Consegnare le conquiste della civiltà alle nuove generazioni è un lavoro, e non un lavoro facile. Richiede — credo — almeno un paio di condizioni. La prima è la certezza che la civiltà sia una cosa buona, preziosa, che serve — con tutti i suoi limiti — a essere più umani. Adulti che non fanno che lamentarsi del mondo in cui vivono, che non perdono occasione di dire, esplicitamente o indirettamente, ai ragazzi che il mondo in cui vivono è malvagio, che la loro civiltà è corrotta, come possono sperare di essere credibili quando poi i ragazzi tirano le conseguenze, e contro quel mondo e quella civiltà tirano i sassi? La seconda — dico un’ovvietà, ma a volte serve ripetere anche quelle — è la certezza che anche i ragazzi di oggi, esattamente come quelli di ieri e dell’altro ieri, sono buoni. Sono buoni non nel senso banale che si comportano bene, ma nel senso profondo che hanno un cuore buono, un cuore che desidera il bene, che è fatto per il bene. E allora vale la pena chinarsi su di loro, sulla loro “inciviltà”, e provare a far loro compagnia.

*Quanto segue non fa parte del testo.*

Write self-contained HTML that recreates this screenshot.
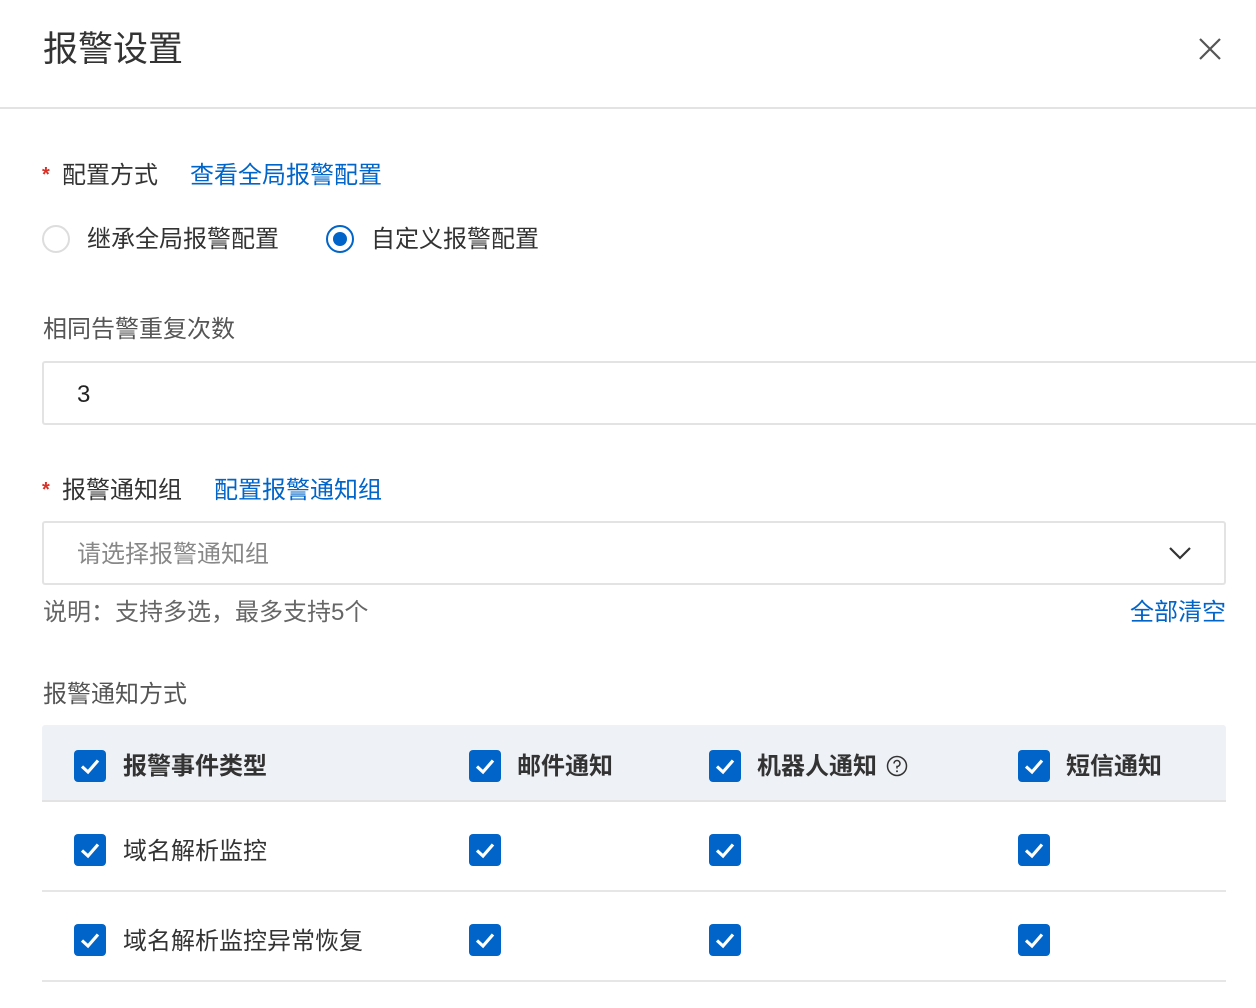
<!DOCTYPE html>
<html><head><meta charset="utf-8"><style>
*{margin:0;padding:0;box-sizing:border-box}
body{width:1256px;height:1008px;background:#fff;position:relative;overflow:hidden;font-family:"Liberation Sans","Noto Sans CJK SC",sans-serif;color:#333;font-size:24px}
.a{position:absolute;line-height:1;white-space:nowrap}
.blue{color:#0064c8}
.star{color:#d93026;font-weight:bold}
.gray{color:#555}
.cb{position:absolute;width:32px;height:32px;background:#0064c8;border-radius:4px}
.cb svg{position:absolute;left:0;top:0}
.b{font-weight:bold}
</style></head><body>
<div class="a" style="left:43px;top:32px;font-size:35px;color:#333">报警设置</div>
<svg class="a" style="left:1198px;top:37px" width="24" height="24"><path d="M2 2L22 22M22 2L2 22" stroke="#555" stroke-width="2.2"/></svg>
<div class="a" style="left:0;top:107px;width:1256px;height:2px;background:#e3e3e3"></div>

<div class="a" style="left:42px;top:165px;font-size:20px"><span class="star">*</span></div>
<div class="a" style="left:62px;top:164px">配置方式</div>
<div class="a blue" style="left:190px;top:164px">查看全局报警配置</div>

<div class="a" style="left:42px;top:225px;width:28px;height:28px;border:2px solid #ddd;border-radius:50%"></div>
<div class="a" style="left:87px;top:228px">继承全局报警配置</div>
<div class="a" style="left:326px;top:225px;width:28px;height:28px;border:2px solid #0064c8;border-radius:50%"></div>
<div class="a" style="left:333px;top:232px;width:14px;height:14px;background:#0064c8;border-radius:50%"></div>
<div class="a" style="left:371px;top:228px">自定义报警配置</div>

<div class="a gray" style="left:43px;top:318px">相同告警重复次数</div>
<div class="a" style="left:42px;top:361px;width:1230px;height:64px;border:2px solid #e3e3e3;border-radius:3px"></div>
<div class="a" style="left:77px;top:383px;color:#222">3</div>

<div class="a" style="left:42px;top:480px;font-size:20px"><span class="star">*</span></div>
<div class="a" style="left:62px;top:479px">报警通知组</div>
<div class="a blue" style="left:214px;top:479px">配置报警通知组</div>

<div class="a" style="left:42px;top:521px;width:1184px;height:64px;border:2px solid #e3e3e3;border-radius:3px"></div>
<div class="a" style="left:77px;top:543px;color:#888">请选择报警通知组</div>
<svg class="a" style="left:1168px;top:545px" width="24" height="16"><path d="M2 3L12 13L22 3" stroke="#333" stroke-width="2.2" fill="none"/></svg>

<div class="a" style="left:43px;top:601px;color:#666">说明：支持多选，最多支持5个</div>
<div class="a blue" style="left:1130px;top:601px">全部清空</div>

<div class="a gray" style="left:43px;top:683px">报警通知方式</div>

<div class="a" style="left:42px;top:725px;width:1184px;height:76px;background:#eef1f6;border-radius:3px 3px 0 0"></div>
<div class="a" style="left:42px;top:800px;width:1184px;height:2px;background:#e3e3e3"></div>
<div class="a" style="left:42px;top:890px;width:1184px;height:2px;background:#e6e6e6"></div>
<div class="a" style="left:42px;top:980px;width:1184px;height:2px;background:#e6e6e6"></div>

<div class="a b" style="left:123px;top:755px">报警事件类型</div>
<div class="a b" style="left:517px;top:755px">邮件通知</div>
<div class="a b" style="left:757px;top:755px">机器人通知</div>
<svg class="a" style="left:886px;top:755px" width="22" height="22"><circle cx="11" cy="11" r="9.5" fill="none" stroke="#333" stroke-width="1.5"/><path d="M8 8.5a3 3 0 1 1 3 3v2" fill="none" stroke="#333" stroke-width="1.5"/><circle cx="11" cy="16.3" r="1" fill="#333"/></svg>
<div class="a b" style="left:1066px;top:755px">短信通知</div>

<div class="a" style="left:123px;top:840px">域名解析监控</div>
<div class="a" style="left:123px;top:930px">域名解析监控异常恢复</div>

<div id="cbs"></div>
<script>
var xs=[74,469,709,1018],ys=[750,834,924],h='';
ys.forEach(function(y){xs.forEach(function(x){h+='<div class="cb" style="left:'+x+'px;top:'+y+'px"><svg width="32" height="32"><path d="M8 16.5L14 22L24 10.5" stroke="#fff" stroke-width="3.2" fill="none"/></svg></div>';});});
document.getElementById('cbs').innerHTML=h;
</script>
</body></html>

Teoria, dirà qualcuno? Quest’anno i casi della vita mi hanno portato a insegnare nell’ora alternativa a quella di religione in un istituto tecnico della periferia milanese, i miei alunni sono quelli di cui sopra, sono loro che mi hanno raccontato delle bici nel naviglio. Ascolto con loro le loro canzoni, rap disperati di gente che si scaglia contro tutti e contro tutto, “l’unico amico sono i soldi” canta uno di questi. Provo a stare con loro, a raccogliere le loro storie, a dir loro — con le parole, gli sguardi, i fatti, chissà se ci riesco — che sono belli, che valgono. Qualcuno forse comincia a guardare questo strano insegnante con una mezza curiosità. Se voglio che non tirino anche loro i sassi dai cavalcavia non posso che cominciare da qui.